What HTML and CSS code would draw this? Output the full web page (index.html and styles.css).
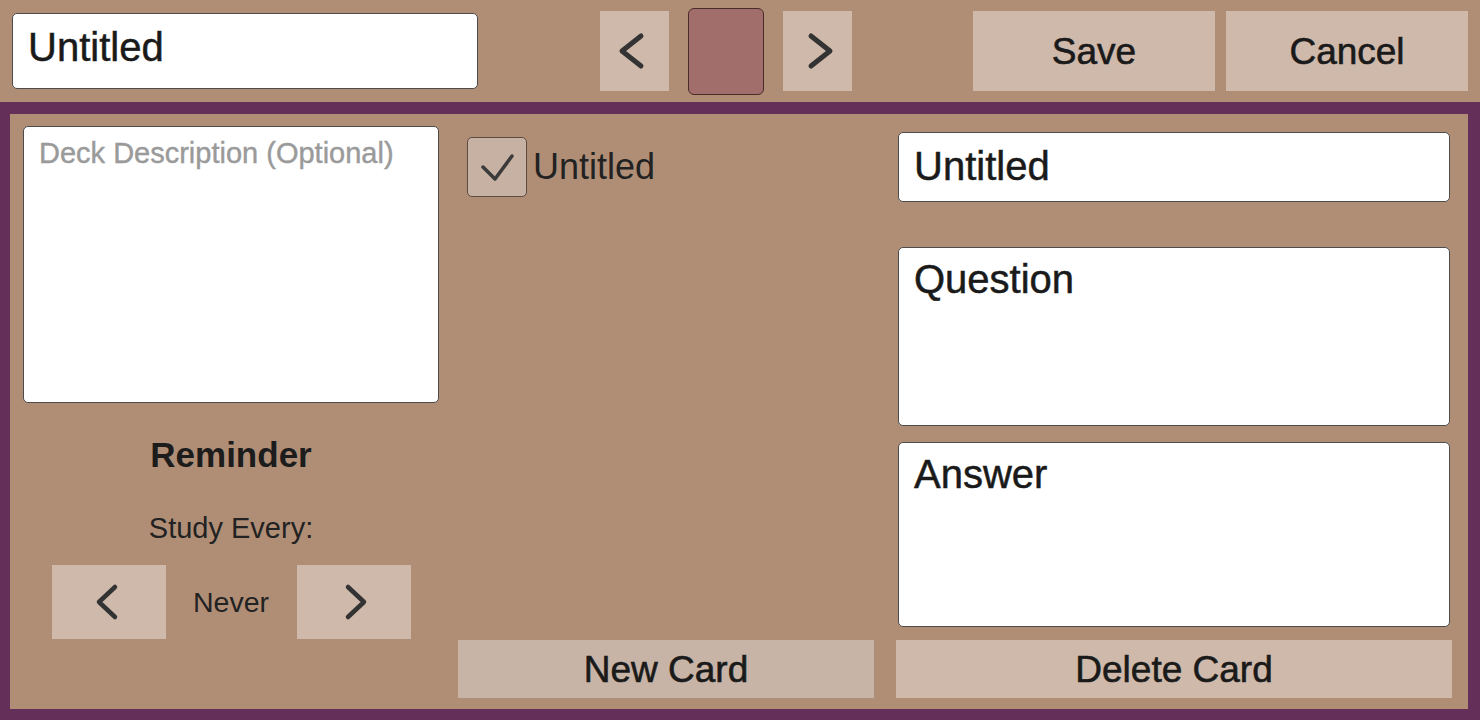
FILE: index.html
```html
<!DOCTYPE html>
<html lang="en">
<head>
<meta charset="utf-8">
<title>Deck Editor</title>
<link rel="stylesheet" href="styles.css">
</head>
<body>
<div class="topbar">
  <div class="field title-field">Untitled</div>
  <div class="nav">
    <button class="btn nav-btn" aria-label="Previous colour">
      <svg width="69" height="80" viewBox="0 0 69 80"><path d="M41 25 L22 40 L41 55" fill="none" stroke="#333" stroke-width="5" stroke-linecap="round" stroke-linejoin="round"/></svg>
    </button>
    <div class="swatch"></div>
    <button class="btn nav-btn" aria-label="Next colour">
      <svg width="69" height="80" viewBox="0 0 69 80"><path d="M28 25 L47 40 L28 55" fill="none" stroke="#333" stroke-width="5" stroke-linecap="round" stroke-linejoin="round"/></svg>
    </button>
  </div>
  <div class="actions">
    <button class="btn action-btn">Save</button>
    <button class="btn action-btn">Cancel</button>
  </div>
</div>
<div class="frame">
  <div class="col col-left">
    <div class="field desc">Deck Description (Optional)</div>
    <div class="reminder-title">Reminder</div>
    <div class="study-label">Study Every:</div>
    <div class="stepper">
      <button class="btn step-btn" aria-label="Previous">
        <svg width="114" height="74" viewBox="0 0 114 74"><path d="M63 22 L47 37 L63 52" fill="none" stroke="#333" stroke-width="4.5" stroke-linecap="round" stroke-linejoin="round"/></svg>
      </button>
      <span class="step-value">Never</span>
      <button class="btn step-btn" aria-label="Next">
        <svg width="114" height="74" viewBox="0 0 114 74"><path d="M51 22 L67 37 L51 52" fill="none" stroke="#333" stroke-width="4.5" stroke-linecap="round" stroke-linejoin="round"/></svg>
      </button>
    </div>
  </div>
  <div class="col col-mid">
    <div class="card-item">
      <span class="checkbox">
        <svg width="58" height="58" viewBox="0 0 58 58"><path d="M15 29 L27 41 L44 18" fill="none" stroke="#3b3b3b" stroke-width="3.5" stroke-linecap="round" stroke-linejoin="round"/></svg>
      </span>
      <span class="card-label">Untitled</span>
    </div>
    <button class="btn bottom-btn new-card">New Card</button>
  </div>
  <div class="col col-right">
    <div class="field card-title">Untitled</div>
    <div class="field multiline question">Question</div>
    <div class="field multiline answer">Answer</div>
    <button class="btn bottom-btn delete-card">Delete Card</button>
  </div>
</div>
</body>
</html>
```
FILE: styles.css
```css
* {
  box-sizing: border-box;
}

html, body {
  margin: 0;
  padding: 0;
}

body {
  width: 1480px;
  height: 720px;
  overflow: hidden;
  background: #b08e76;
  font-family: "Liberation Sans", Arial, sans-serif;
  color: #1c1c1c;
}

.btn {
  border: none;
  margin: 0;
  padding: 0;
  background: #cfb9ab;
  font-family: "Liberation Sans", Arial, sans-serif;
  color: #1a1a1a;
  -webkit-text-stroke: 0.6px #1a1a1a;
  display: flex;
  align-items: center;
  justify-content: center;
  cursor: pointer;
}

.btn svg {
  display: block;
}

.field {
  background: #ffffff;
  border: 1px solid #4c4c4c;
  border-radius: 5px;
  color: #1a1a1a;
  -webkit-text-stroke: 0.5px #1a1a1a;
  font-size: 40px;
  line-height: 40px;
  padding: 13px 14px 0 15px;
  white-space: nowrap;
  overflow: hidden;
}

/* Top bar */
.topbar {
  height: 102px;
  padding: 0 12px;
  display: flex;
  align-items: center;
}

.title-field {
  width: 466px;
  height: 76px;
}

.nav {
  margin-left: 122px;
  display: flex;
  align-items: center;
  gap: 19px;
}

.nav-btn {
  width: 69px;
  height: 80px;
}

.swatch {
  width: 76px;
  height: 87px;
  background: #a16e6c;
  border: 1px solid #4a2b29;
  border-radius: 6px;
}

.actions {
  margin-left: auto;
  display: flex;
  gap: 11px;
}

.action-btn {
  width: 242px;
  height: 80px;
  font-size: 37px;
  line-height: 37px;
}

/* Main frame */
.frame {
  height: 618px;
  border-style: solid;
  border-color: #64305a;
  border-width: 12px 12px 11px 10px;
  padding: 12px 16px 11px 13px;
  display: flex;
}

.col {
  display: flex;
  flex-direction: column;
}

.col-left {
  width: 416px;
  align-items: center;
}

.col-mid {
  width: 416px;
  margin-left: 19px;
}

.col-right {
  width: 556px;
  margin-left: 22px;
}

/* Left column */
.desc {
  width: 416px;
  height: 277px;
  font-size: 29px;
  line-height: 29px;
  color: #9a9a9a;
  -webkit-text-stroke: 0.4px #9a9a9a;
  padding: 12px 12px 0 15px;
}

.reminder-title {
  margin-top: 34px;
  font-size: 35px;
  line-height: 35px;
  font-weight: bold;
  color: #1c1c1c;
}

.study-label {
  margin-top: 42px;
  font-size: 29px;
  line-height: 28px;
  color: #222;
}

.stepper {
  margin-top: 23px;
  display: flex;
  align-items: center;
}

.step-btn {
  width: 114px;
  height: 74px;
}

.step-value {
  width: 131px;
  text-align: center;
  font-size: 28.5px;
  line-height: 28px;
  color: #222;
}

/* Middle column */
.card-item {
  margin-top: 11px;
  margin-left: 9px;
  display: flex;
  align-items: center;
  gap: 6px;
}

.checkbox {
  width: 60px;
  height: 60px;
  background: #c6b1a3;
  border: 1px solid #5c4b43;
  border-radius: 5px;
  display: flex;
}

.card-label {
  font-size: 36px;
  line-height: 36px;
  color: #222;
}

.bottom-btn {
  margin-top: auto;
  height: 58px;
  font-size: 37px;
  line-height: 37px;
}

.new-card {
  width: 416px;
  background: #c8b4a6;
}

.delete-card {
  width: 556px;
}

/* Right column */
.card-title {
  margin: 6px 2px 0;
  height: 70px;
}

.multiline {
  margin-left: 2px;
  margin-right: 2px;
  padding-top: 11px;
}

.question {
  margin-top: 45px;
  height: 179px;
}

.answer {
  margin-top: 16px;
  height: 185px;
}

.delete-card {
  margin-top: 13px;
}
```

**WHAT YOU WILL DO**
Tally up the lines of the listing containing the word "index". Give only the total.

**CORRECT RESPONSE**
2